The key is finding the right balance. Too few requests in the pipeline and you waste time waiting. Too many requests and you’re wasting memory and potentially requesting blocks you no longer need. Most BitTorrent clients maintain 5-10 outstanding requests per peer, which provides a good balance for typical internet connections.

Pipeline Depth

Recommended pipeline depth: 5-10 outstanding requests per peer.

Calculation:

Pipeline depth = (RTT × Bandwidth) / Block size

Example: 100 ms RTT, 1 Mbps throughput, 16 KiB blocks:

Depth = (0.1 s × 1,000,000 bits/s) / (16384 bytes × 8 bits/byte)
      = 100,000 / 131,072
      ≈ 0.76

Minimum 1 request required. Most clients use 5-10 for safety margin and varying RTT.

Per-peer tracking: Each peer connection maintains independent request queue. High-latency peers need deeper pipelines.

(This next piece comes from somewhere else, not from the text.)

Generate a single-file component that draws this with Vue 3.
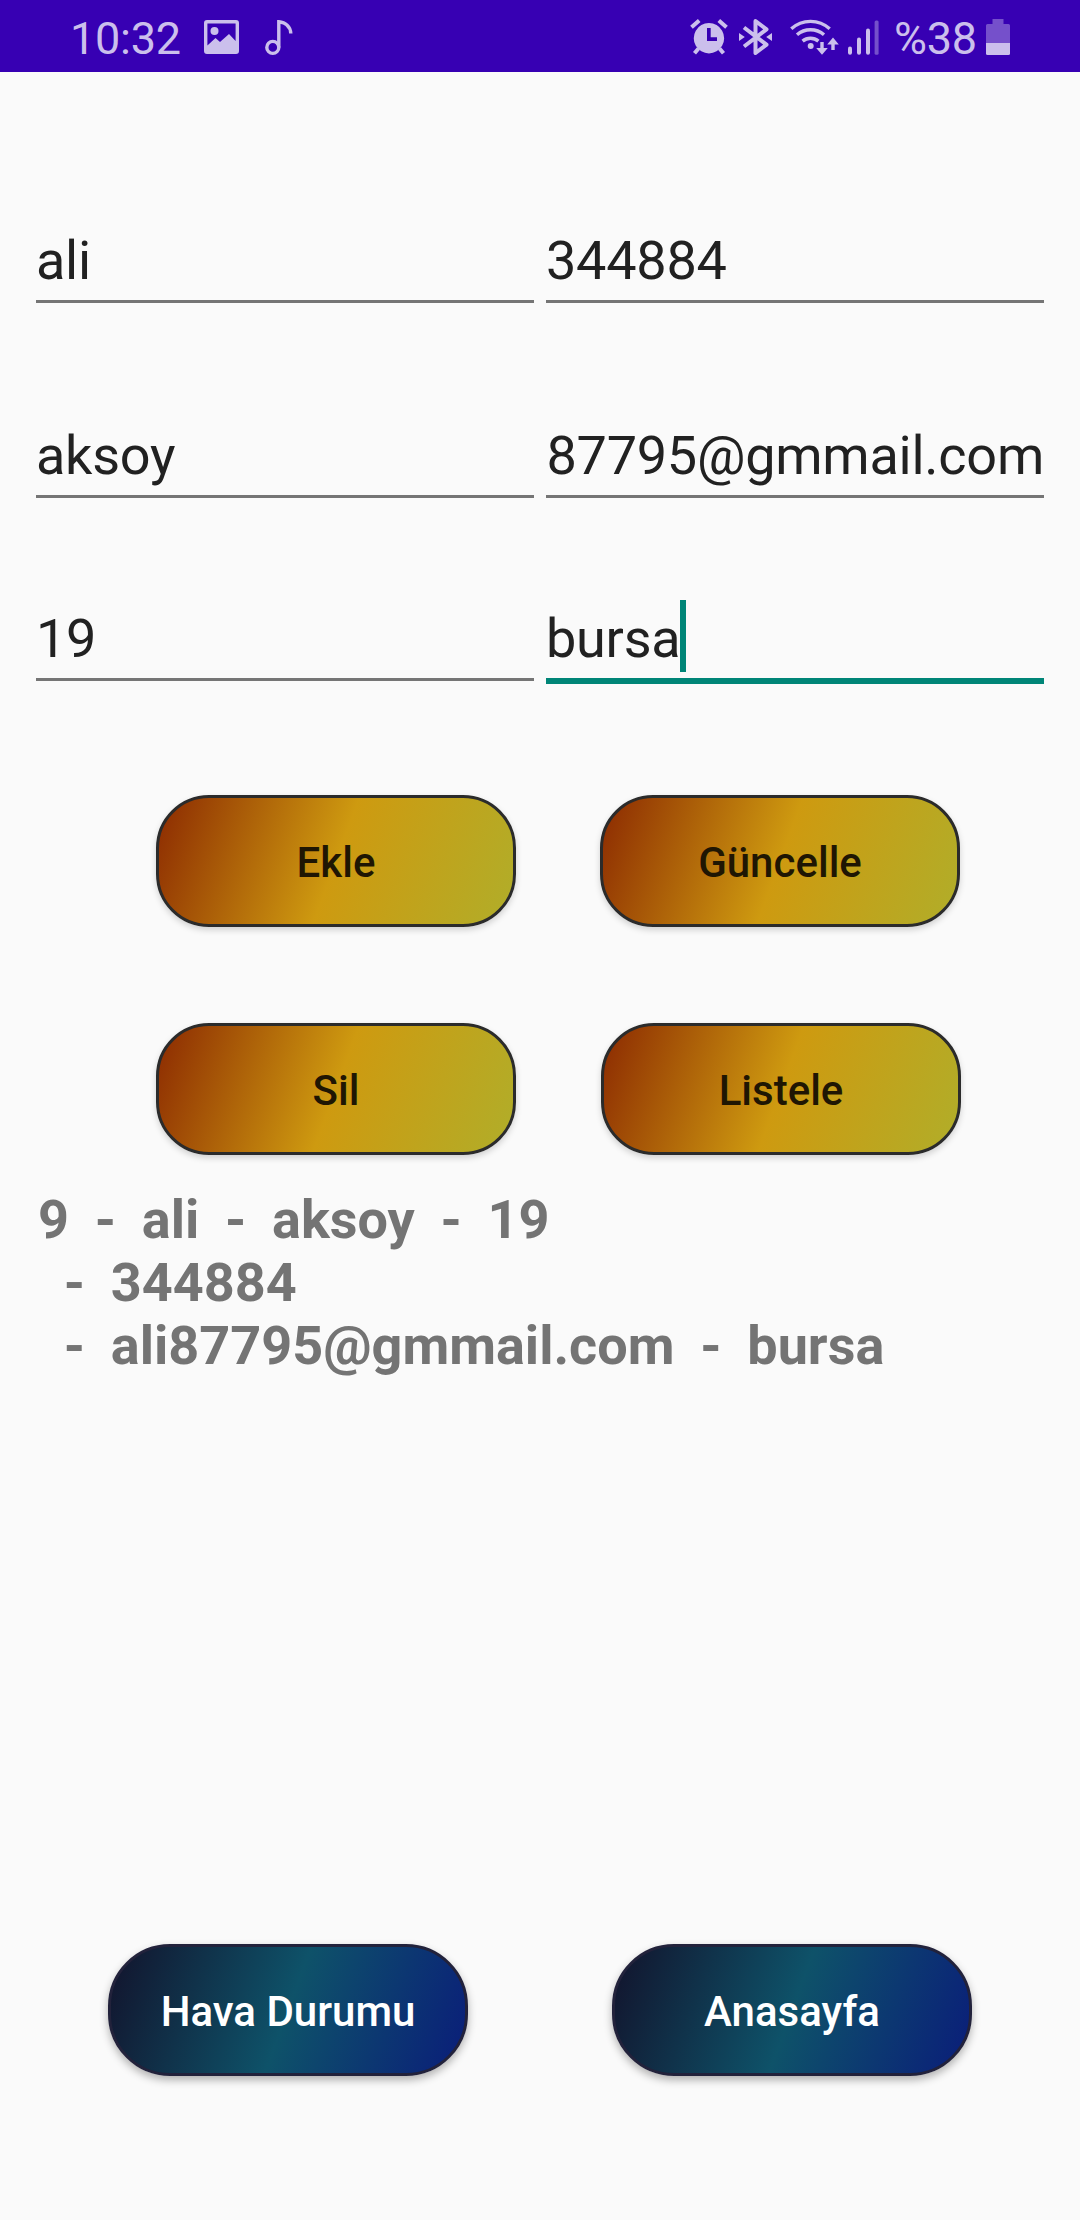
<script setup>
import { ref } from 'vue'

const fields = ref([
  [{ value: 'ali' }, { value: '344884' }],
  [{ value: 'aksoy' }, { value: '87795@gmmail.com', end: true }],
  [{ value: '19' }, { value: 'bursa', focused: true }],
])

const record = '9  -  ali  -  aksoy  -  19\n  -  344884\n  -  ali87795@gmmail.com  -  bursa'
</script>

<template>
  <div class="screen">
    <header class="status">
      <span class="clock">10:32</span>
      <svg class="picture" width="35" height="34" viewBox="0 0 35 34">
        <path fill-rule="evenodd" d="M3 0H32Q35 0 35 3V31Q35 34 32 34H3Q0 34 0 31V3Q0 0 3 0ZM3.4 3.4V25.5L11.5 18L16 22L25 14L31.6 21V3.4Z" />
        <circle cx="10.5" cy="11" r="4" />
      </svg>
      <svg class="note" width="28" height="36" viewBox="0 0 28 36">
        <g fill="none" stroke="currentColor" stroke-width="3.4">
          <circle cx="7.8" cy="27.4" r="6" />
          <path d="M13.8 27.4V1.7C20.5 2.3 25.5 6.5 25.8 13.5" />
        </g>
      </svg>
      <span class="spacer"></span>
      <svg class="alarm" width="38" height="36" viewBox="0 0 38 36">
        <path fill-rule="evenodd" d="M19 4A15.2 15.2 0 1 1 18.9 4ZM17 9V22H27V18.2H20.7V9Z" />
        <path fill="none" stroke="currentColor" stroke-width="4" d="M1.5 8.3L9.2 1.5M28.8 1.5L36.5 8.3" />
        <path fill="none" stroke="currentColor" stroke-width="4" d="M8.5 29.5L4.5 34.2M29.5 29.5L33.5 34.2" />
      </svg>
      <svg class="bluetooth" width="34" height="38" viewBox="0 0 34 38">
        <path fill="none" stroke="currentColor" stroke-width="4" stroke-linejoin="round" d="M5 9.5L27.5 26.7L16.5 35V3L27.5 11.3L5 28.5" />
        <path d="M0 15L5.8 19L0 23ZM33 15L27.2 19L33 23Z" />
      </svg>
      <svg class="wifi" width="49" height="38" viewBox="0 0 49 38">
        <g fill="none" stroke="currentColor" stroke-width="3.4">
          <path d="M1.3 10.8A28.5 28.5 0 0 1 39.7 10.8" />
          <path d="M7 16.8A20.5 20.5 0 0 1 34 16.8" />
          <path d="M12.6 23.1A12.2 12.2 0 0 1 28.4 23.1" />
          <path d="M32 24V33M43 32V23" />
        </g>
        <circle cx="20.7" cy="28" r="3" />
        <path d="M26.2 30L32 36.8L37.8 30ZM37.2 26.5L43 19.6L48.8 26.5Z" />
      </svg>
      <svg class="signal" width="31" height="35" viewBox="0 0 31 35">
        <rect x="0" y="26.5" width="4" height="8.2" rx="2" />
        <rect x="9" y="17.5" width="4" height="17.2" rx="2" />
        <rect x="18" y="8.5" width="4" height="26.2" rx="2" />
        <rect x="26.6" y="0.5" width="4" height="34.2" rx="1.5" opacity=".42" />
      </svg>
      <span class="percent">%38</span>
      <svg class="battery" width="24" height="36" viewBox="0 0 24 36">
        <path opacity=".42" d="M6.5 0H17.5V5H22.5Q24 5 24 6.5V24H0V6.5Q0 5 1.5 5H6.5Z" />
        <path d="M0 24H24V34.5Q24 36 22.5 36H1.5Q0 36 0 34.5Z" />
      </svg>
    </header>

    <main class="form">
      <div v-for="(row, r) in fields" :key="r" class="row">
        <div v-for="(field, c) in row" :key="c" class="field" :class="{ focused: field.focused, end: field.end }">
          <span class="value">{{ field.value }}</span><i v-if="field.focused" class="caret"></i>
        </div>
      </div>
    </main>

    <div class="actions first">
      <button class="btn amber">Ekle</button>
      <button class="btn amber">Güncelle</button>
    </div>
    <div class="actions second">
      <button class="btn amber">Sil</button>
      <button class="btn amber">Listele</button>
    </div>

    <p class="record">{{ record }}</p>

    <nav class="links">
      <button class="btn navy">Hava Durumu</button>
      <button class="btn navy">Anasayfa</button>
    </nav>
  </div>
</template>

<style>
body { margin: 0; background: #fafafa; }
</style>

<style scoped>
.screen {
  box-sizing: border-box;
  width: 1080px;
  height: 2220px;
  overflow: hidden;
  background: #fafafa;
  font-family: Roboto, sans-serif;
  display: flex;
  flex-direction: column;
}
.status {
  box-sizing: border-box;
  flex: none;
  height: 72px;
  padding: 0 70px;
  background: #3700b3;
  color: #cbbfec;
  display: flex;
  align-items: flex-start;
}
.status svg { flex: none; fill: currentColor; margin-top: 20px; }
.clock, .percent {
  font-size: 45px;
  line-height: 52px;
  letter-spacing: -.25px;
  margin-top: 13px;
  white-space: nowrap;
}
.clock { width: 134px; }
.note { margin-left: 26px; }
.spacer { flex: 1; }
.status .alarm { margin-top: 19px; }
.status .bluetooth { margin-left: 11px; margin-top: 18px; }
.status .wifi { margin-left: 17px; margin-top: 18px; }
.signal { margin-left: 9px; }
.percent { width: 92px; margin-left: 15px; }
.status .battery { margin-top: 19px; }

.form { padding: 0 36px; }
.row { display: flex; gap: 12px; height: 74px; }
.row:nth-child(1) { margin-top: 157px; }
.row:nth-child(2) { margin-top: 121px; }
.row:nth-child(3) { margin-top: 109px; }
.field {
  box-sizing: border-box;
  width: 498px;
  height: 74px;
  display: flex;
  align-items: flex-start;
  font-size: 54px;
  line-height: 63px;
  letter-spacing: -.25px;
  color: #212121;
  border-bottom: 3px solid #757575;
  white-space: nowrap;
}
.field.end { justify-content: flex-end; }
.field.focused { height: 77px; border-bottom: 6px solid #008577; }
.caret { width: 6px; height: 72px; margin-top: -7px; background: #008577; }

.actions, .links { display: flex; }
.first { margin-top: 114px; padding-left: 156px; gap: 84px; }
.second { margin-top: 96px; padding-left: 156px; gap: 85px; }
.btn {
  box-sizing: border-box;
  flex: none;
  width: 360px;
  height: 132px;
  padding: 2px 0 0;
  font: 500 42px/49px Roboto, sans-serif;
}
.amber {
  color: #1f1603;
  border: 3px solid #2b2b2b;
  border-radius: 53px;
  background: linear-gradient(110.1deg, #8b2801, #ce9a10 50%, #b0ae2a) border-box;
  box-shadow: 0 3px 6px rgba(0, 0, 0, .17);
}
.navy {
  color: #fff;
  border: 3px solid #22223b;
  border-radius: 62px;
  background: linear-gradient(110.1deg, #12122b, #0e5269 50%, #0a1c7a) border-box;
  box-shadow: 0 4px 9px rgba(0, 0, 0, .3);
}
.record {
  margin: 33px 0 0 38px;
  font-weight: 700;
  font-size: 54px;
  line-height: 63px;
  word-spacing: -.55px;
  color: #747474;
  white-space: pre;
}
.links { margin: auto 0 144px 108px; gap: 144px; }
</style>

Low-latency peers need shallower pipelines.

Request Queue Management

Sending requests:

  1. Check peer state: unchoked and interesting
  2. Check pipeline depth: current outstanding requests < target depth
  3. Select block from piece picker
  4. Send request
  5. Add to outstanding request tracking

Receiving pieces:

  1. Match piece to outstanding request
  2. Remove from outstanding queue
  3. Write block to storage
  4. If piece complete, verify hash
  5. Send requests to refill pipeline

Handling choke:

  1. Receive choke message
  2. Mark all outstanding requests as rejected
  3. Clear request queue
  4. Do not send new requests
  5. Optionally cancel outstanding requests (not required by spec)

Handling unchoke:

  1. Receive unchoke message
  2. Immediately send requests up to pipeline depth
  3. Fast refill maximizes throughput

Block cancellation (endgame mode): When download nearly complete, broadcast same request to all peers. On piece arrival, send cancel to all other peers. Prevents wasting time on slow peer for last few blocks.